Your objective
Locate all lines with the word "page". Copy them.

Records provided

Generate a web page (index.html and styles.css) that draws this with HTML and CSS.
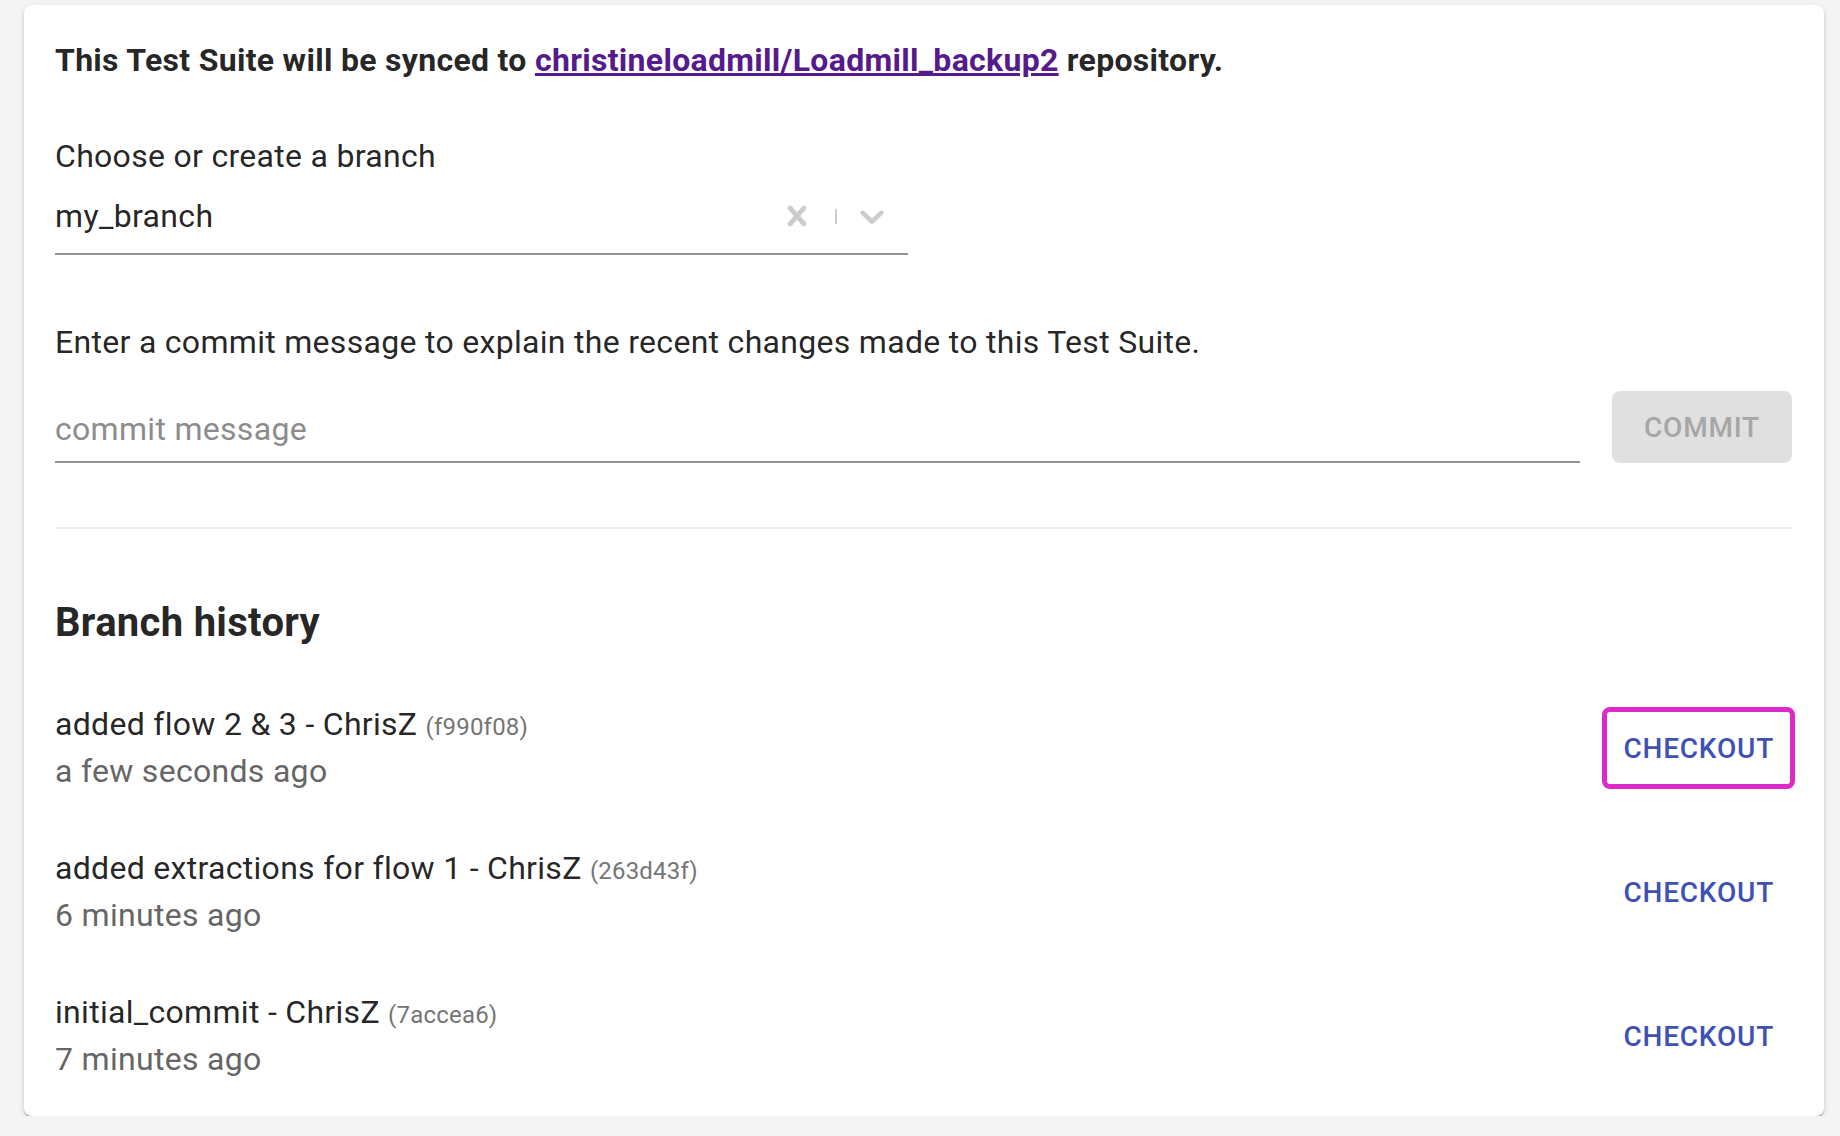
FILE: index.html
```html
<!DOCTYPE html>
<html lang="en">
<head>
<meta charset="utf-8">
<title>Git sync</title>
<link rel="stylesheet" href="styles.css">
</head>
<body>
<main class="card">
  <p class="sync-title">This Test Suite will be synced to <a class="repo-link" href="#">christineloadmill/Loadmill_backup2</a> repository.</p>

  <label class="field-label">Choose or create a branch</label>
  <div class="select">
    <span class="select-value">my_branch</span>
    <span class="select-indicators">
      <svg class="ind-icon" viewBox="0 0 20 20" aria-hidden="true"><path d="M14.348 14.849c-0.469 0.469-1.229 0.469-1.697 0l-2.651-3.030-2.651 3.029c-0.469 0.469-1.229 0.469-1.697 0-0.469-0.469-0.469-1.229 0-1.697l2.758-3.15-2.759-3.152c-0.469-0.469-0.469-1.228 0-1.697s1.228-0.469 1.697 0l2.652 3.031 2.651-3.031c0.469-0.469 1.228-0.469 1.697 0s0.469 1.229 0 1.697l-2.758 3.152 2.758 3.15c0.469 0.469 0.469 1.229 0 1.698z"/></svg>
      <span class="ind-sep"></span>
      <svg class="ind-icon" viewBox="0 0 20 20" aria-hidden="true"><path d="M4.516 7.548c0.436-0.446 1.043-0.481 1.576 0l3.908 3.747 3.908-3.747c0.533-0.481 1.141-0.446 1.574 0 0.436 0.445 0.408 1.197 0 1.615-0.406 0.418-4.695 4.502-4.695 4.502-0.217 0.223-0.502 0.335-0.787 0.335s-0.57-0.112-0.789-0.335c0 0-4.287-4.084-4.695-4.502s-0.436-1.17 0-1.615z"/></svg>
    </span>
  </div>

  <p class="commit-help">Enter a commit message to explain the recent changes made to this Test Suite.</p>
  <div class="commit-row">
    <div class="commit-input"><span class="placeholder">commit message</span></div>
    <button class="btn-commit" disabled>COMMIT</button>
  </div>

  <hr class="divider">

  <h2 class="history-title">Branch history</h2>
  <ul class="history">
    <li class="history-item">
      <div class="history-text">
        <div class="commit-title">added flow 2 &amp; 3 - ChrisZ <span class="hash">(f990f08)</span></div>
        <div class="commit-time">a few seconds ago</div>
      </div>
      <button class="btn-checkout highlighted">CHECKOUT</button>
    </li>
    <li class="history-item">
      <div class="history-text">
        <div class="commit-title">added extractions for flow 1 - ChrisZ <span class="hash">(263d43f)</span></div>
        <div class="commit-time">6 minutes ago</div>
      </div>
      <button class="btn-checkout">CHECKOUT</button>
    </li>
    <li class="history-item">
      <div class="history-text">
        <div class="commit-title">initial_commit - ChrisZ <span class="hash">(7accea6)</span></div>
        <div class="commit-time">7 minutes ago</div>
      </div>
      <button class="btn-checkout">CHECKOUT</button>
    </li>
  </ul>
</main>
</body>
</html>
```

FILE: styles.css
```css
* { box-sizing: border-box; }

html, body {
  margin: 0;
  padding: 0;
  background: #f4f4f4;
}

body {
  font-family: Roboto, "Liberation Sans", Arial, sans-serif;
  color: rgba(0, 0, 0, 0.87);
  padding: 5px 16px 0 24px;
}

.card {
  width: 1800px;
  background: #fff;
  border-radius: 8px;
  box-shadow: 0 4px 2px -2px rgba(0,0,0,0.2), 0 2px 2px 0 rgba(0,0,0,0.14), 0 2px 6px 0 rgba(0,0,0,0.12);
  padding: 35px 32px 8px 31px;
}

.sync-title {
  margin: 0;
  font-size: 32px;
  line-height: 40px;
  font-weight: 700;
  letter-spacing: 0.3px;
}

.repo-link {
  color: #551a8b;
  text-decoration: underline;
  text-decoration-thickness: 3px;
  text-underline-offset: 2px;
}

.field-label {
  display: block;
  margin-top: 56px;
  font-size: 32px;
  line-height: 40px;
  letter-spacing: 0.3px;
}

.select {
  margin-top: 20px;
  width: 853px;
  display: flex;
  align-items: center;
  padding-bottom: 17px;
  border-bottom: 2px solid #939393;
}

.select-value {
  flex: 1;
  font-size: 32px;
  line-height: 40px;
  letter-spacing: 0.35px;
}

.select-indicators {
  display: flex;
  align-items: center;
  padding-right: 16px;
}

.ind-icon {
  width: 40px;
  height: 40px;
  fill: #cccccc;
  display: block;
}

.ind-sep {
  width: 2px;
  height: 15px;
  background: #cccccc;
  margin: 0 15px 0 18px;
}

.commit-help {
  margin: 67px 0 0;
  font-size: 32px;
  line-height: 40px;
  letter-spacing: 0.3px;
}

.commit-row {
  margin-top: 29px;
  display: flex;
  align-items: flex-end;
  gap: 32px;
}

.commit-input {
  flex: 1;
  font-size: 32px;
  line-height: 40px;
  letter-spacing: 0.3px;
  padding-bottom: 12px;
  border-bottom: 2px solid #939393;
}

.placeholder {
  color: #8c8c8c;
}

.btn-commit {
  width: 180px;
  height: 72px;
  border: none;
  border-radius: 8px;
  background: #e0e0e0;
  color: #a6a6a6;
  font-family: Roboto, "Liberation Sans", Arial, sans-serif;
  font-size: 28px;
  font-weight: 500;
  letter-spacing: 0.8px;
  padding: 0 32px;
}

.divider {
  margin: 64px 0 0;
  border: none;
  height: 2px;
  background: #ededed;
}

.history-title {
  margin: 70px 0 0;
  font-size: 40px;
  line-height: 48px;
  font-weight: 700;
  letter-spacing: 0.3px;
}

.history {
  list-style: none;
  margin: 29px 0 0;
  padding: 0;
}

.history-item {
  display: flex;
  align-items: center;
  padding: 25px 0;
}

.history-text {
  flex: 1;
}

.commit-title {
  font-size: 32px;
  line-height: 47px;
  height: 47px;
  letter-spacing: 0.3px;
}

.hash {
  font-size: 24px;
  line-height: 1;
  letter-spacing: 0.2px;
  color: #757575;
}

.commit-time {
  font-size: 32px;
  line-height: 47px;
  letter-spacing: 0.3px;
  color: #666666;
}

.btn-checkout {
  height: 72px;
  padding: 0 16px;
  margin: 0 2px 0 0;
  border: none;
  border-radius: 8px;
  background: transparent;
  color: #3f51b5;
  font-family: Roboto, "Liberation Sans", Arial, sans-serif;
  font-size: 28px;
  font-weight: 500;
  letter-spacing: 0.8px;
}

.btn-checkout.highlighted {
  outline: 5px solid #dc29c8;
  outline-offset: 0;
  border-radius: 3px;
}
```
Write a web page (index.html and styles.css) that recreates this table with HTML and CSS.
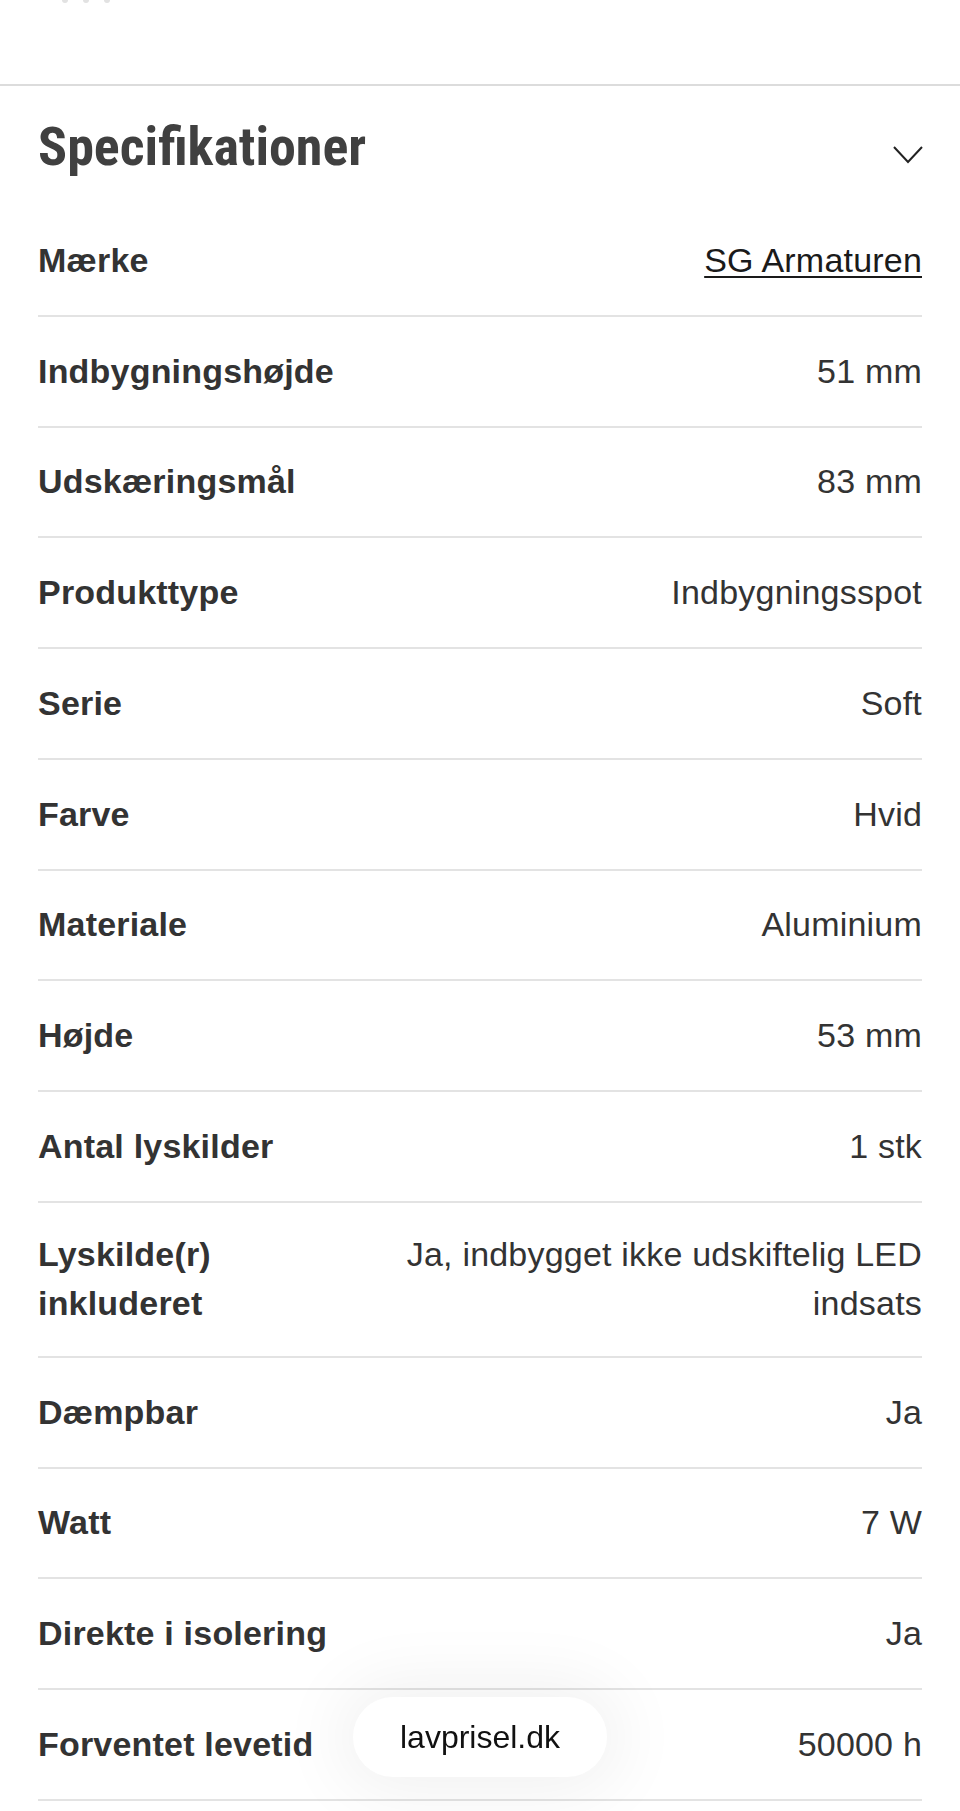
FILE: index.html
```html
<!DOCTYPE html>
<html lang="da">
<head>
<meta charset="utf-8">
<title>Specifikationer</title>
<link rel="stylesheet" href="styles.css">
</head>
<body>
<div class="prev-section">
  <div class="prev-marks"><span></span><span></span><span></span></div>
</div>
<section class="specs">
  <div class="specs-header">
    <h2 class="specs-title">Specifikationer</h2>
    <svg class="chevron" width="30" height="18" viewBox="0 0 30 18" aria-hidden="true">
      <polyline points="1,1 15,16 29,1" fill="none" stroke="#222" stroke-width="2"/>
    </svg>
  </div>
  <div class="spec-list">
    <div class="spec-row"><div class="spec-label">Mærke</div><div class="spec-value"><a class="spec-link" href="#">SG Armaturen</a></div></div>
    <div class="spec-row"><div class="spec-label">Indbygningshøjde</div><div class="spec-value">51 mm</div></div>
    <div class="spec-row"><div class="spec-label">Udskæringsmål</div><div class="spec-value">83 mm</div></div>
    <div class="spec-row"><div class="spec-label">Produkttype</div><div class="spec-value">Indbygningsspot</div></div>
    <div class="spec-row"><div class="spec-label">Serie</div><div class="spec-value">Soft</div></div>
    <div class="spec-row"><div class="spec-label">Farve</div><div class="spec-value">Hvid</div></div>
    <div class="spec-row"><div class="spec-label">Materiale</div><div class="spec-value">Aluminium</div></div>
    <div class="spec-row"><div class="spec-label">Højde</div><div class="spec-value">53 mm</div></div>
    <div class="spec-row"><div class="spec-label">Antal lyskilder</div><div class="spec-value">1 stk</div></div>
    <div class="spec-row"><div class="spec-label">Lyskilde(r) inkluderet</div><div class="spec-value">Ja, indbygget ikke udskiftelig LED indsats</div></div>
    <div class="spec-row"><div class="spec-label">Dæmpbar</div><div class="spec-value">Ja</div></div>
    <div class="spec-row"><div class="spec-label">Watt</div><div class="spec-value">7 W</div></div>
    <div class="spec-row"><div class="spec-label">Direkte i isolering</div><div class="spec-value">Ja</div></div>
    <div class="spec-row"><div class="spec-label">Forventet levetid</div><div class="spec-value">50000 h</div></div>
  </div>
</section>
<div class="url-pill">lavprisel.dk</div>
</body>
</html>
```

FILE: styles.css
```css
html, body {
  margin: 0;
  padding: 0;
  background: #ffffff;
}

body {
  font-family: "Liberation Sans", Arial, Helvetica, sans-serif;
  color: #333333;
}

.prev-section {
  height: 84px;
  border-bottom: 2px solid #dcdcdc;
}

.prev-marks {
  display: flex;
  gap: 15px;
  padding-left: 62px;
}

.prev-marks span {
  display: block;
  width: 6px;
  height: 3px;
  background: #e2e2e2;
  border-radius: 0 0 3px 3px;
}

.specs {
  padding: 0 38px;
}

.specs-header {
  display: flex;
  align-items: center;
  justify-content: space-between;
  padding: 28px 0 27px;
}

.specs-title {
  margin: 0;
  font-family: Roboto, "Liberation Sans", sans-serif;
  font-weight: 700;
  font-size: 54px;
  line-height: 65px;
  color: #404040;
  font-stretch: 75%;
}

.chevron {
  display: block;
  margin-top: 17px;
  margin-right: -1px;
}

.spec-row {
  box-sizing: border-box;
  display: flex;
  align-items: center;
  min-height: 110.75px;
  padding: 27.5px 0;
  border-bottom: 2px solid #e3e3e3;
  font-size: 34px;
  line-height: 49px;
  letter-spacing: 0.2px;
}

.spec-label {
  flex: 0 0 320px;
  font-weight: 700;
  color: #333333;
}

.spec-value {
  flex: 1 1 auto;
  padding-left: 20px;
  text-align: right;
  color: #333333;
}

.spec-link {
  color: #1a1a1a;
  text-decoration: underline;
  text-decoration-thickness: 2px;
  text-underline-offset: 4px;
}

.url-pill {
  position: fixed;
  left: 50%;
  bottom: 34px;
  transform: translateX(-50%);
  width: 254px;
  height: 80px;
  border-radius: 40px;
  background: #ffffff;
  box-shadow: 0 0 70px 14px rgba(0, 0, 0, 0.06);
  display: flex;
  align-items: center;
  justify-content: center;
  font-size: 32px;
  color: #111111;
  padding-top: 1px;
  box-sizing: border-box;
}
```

Response
Generate a web page (index.html and styles.css) that draws this with HTML and CSS.
Write a web page (index.html and styles.css) that recreates this table with HTML and CSS.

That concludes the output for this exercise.